> _Supplied data_:

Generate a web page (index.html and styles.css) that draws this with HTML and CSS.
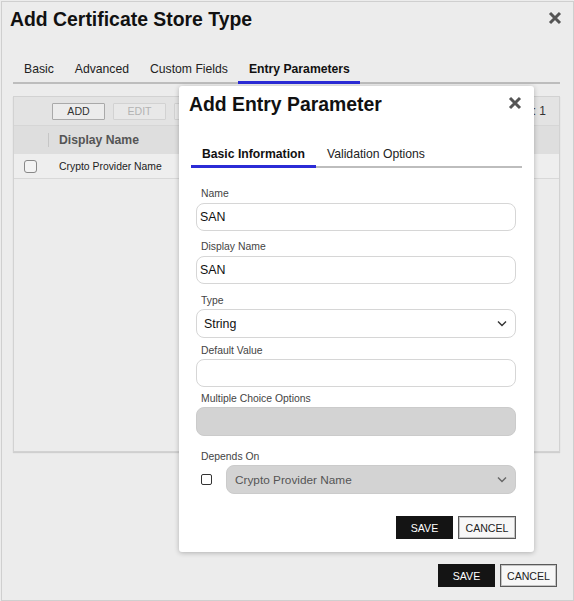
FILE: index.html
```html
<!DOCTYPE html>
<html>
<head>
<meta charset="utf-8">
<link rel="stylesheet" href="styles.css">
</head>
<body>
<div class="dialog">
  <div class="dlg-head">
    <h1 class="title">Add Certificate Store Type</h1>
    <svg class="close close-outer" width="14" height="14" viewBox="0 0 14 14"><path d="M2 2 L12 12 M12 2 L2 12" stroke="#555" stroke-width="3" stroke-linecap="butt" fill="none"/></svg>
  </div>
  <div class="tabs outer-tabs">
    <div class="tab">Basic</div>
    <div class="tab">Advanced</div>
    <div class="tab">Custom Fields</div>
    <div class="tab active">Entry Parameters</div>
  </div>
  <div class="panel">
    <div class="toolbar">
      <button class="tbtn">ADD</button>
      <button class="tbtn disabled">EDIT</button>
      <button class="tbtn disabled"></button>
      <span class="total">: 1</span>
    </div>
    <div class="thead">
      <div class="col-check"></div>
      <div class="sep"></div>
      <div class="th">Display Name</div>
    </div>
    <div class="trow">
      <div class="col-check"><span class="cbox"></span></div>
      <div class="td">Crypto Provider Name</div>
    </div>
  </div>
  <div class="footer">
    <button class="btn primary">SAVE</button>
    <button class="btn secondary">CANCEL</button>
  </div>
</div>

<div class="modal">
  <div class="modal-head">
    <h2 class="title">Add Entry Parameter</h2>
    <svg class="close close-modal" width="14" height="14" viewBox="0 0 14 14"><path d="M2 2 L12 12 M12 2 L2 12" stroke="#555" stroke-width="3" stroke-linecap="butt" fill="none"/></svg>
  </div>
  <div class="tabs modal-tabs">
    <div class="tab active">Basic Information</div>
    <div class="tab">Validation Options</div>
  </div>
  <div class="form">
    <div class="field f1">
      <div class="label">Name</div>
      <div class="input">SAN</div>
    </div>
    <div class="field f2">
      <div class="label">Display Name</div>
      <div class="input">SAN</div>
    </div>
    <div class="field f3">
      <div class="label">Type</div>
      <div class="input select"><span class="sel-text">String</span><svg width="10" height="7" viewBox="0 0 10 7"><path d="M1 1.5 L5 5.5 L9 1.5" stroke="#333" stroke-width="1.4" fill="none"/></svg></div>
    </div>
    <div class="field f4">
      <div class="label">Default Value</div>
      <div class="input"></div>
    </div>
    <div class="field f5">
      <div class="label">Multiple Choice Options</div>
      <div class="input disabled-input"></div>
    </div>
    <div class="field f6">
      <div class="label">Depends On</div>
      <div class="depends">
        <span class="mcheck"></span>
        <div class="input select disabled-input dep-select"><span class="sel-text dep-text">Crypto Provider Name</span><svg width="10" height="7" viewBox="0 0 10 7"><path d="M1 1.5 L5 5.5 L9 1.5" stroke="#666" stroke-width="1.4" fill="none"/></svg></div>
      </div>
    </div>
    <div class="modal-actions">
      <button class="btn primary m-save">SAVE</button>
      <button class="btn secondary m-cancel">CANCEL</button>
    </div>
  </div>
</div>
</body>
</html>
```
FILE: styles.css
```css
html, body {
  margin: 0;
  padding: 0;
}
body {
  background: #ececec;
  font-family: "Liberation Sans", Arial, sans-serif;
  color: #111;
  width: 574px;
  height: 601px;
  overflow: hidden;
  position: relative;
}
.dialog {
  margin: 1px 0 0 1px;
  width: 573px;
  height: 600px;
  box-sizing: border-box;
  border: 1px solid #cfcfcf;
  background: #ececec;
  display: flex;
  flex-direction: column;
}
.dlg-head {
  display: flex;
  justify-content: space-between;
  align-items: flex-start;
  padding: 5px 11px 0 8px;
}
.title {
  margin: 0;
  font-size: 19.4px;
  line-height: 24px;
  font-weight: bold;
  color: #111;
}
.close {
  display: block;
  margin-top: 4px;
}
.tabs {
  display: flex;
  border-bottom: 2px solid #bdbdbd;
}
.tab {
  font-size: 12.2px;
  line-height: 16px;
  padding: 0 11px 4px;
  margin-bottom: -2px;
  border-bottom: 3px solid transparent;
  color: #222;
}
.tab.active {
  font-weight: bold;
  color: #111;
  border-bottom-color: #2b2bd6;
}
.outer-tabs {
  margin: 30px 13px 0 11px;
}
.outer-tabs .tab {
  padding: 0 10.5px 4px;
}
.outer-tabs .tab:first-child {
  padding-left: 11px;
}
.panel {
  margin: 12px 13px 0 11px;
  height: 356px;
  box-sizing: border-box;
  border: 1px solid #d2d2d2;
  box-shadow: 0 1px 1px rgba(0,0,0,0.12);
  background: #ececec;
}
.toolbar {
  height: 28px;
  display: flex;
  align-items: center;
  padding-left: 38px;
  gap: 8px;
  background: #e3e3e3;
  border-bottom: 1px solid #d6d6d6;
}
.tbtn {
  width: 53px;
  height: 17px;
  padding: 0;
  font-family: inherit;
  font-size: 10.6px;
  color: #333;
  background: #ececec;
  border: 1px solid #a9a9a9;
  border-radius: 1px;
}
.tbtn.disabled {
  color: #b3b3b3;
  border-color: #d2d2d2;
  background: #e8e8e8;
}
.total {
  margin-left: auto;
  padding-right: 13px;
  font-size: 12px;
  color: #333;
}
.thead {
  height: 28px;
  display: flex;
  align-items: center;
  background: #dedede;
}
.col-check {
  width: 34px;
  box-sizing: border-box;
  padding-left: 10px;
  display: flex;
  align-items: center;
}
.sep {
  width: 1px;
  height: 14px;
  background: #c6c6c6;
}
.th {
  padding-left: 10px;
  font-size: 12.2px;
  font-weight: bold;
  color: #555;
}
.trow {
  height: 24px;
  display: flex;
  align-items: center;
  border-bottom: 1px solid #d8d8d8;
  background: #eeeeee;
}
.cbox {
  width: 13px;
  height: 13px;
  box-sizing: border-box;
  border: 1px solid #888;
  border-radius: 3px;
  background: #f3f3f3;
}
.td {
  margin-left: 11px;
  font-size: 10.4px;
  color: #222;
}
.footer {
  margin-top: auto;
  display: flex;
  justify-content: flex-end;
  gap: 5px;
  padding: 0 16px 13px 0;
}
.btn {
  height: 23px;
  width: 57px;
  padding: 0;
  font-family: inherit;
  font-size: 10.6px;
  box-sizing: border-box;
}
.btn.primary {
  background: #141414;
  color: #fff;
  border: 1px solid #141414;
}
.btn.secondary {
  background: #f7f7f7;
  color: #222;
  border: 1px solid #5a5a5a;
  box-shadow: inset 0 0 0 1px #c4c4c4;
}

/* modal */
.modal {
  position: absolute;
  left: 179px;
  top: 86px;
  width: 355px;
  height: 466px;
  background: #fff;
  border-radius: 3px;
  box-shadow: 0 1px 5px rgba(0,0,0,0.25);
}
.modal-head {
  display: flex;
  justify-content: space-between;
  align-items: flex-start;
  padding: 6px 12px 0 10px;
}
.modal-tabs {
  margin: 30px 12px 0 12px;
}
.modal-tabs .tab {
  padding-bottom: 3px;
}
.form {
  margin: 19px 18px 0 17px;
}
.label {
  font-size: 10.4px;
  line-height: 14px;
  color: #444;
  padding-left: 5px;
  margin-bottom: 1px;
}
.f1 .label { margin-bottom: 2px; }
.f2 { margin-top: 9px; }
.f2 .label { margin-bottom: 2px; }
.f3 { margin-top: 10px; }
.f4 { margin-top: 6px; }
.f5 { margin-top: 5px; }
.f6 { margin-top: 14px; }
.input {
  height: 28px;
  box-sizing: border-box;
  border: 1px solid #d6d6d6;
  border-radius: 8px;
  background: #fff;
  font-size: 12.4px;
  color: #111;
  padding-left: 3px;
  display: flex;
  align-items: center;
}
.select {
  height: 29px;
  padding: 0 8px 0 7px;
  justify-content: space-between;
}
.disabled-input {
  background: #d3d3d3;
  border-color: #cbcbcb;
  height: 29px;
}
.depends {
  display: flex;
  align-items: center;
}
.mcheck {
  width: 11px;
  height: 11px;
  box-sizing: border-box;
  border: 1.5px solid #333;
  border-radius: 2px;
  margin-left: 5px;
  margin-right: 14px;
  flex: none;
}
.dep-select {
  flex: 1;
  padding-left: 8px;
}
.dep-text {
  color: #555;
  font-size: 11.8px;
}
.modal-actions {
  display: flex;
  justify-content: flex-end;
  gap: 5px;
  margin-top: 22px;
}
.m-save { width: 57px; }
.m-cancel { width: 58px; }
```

> _Work to do_: Scan the listing above for the word "styles" and copy every line that holds it.

> _Response to the exercise_:
Generate a web page (index.html and styles.css) that draws this with HTML and CSS.
<link rel="stylesheet" href="styles.css">
FILE: styles.css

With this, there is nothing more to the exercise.